Why Consistency Matters More Than Coverage
Here’s the thing that took me years to fully understand: the value of claiming listings isn’t just about being found in ten more places. It’s about consistency. Search engines build trust in a business by cross-referencing its name, address, and phone number — the NAP, in industry shorthand — across multiple sources. When your name is spelled slightly differently on Yelp than on Google, when your old address still appears on Foursquare, when your phone number changed six months ago and nobody updated the aggregators, the algorithm’s confidence in your business drops. That translates directly into lower local search rankings.
So before you claim anything, write down your canonical business name exactly as it should appear everywhere. Decide on your preferred phone number, your exact address format, your hours. Then go through each of these ten directories and enter that information identically. It sounds tedious because it is.
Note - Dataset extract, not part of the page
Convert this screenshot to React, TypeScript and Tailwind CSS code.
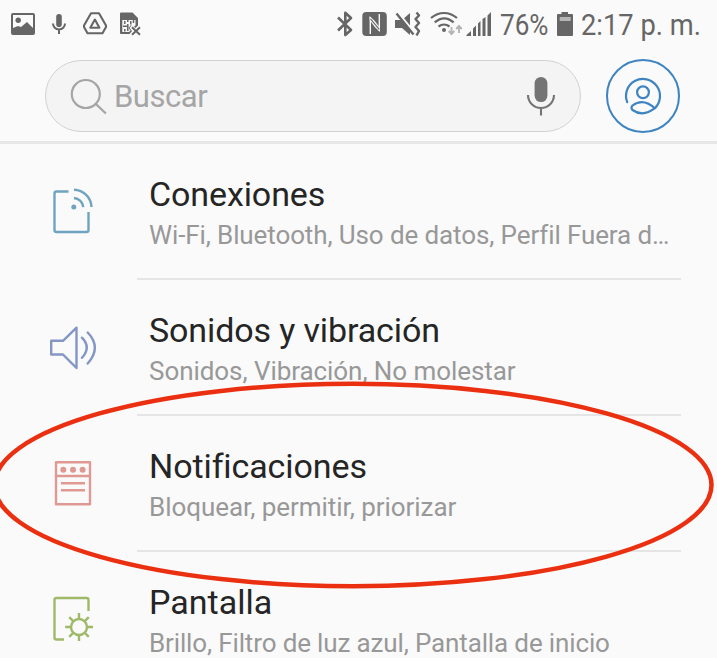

But it’s the kind of tedious that compounds into real visibility over months and years, the kind that brings someone through your door who found you because everything lined up and the algorithm trusted what it saw.
New business owners often ask where to list their business first, as if there’s a single magic answer. There isn’t — but there is a right order, a right level of care, and a right understanding of why these platforms matter beneath the surface. Claim your listings like they’re a lease on digital real estate, because in a meaningful sense, they are.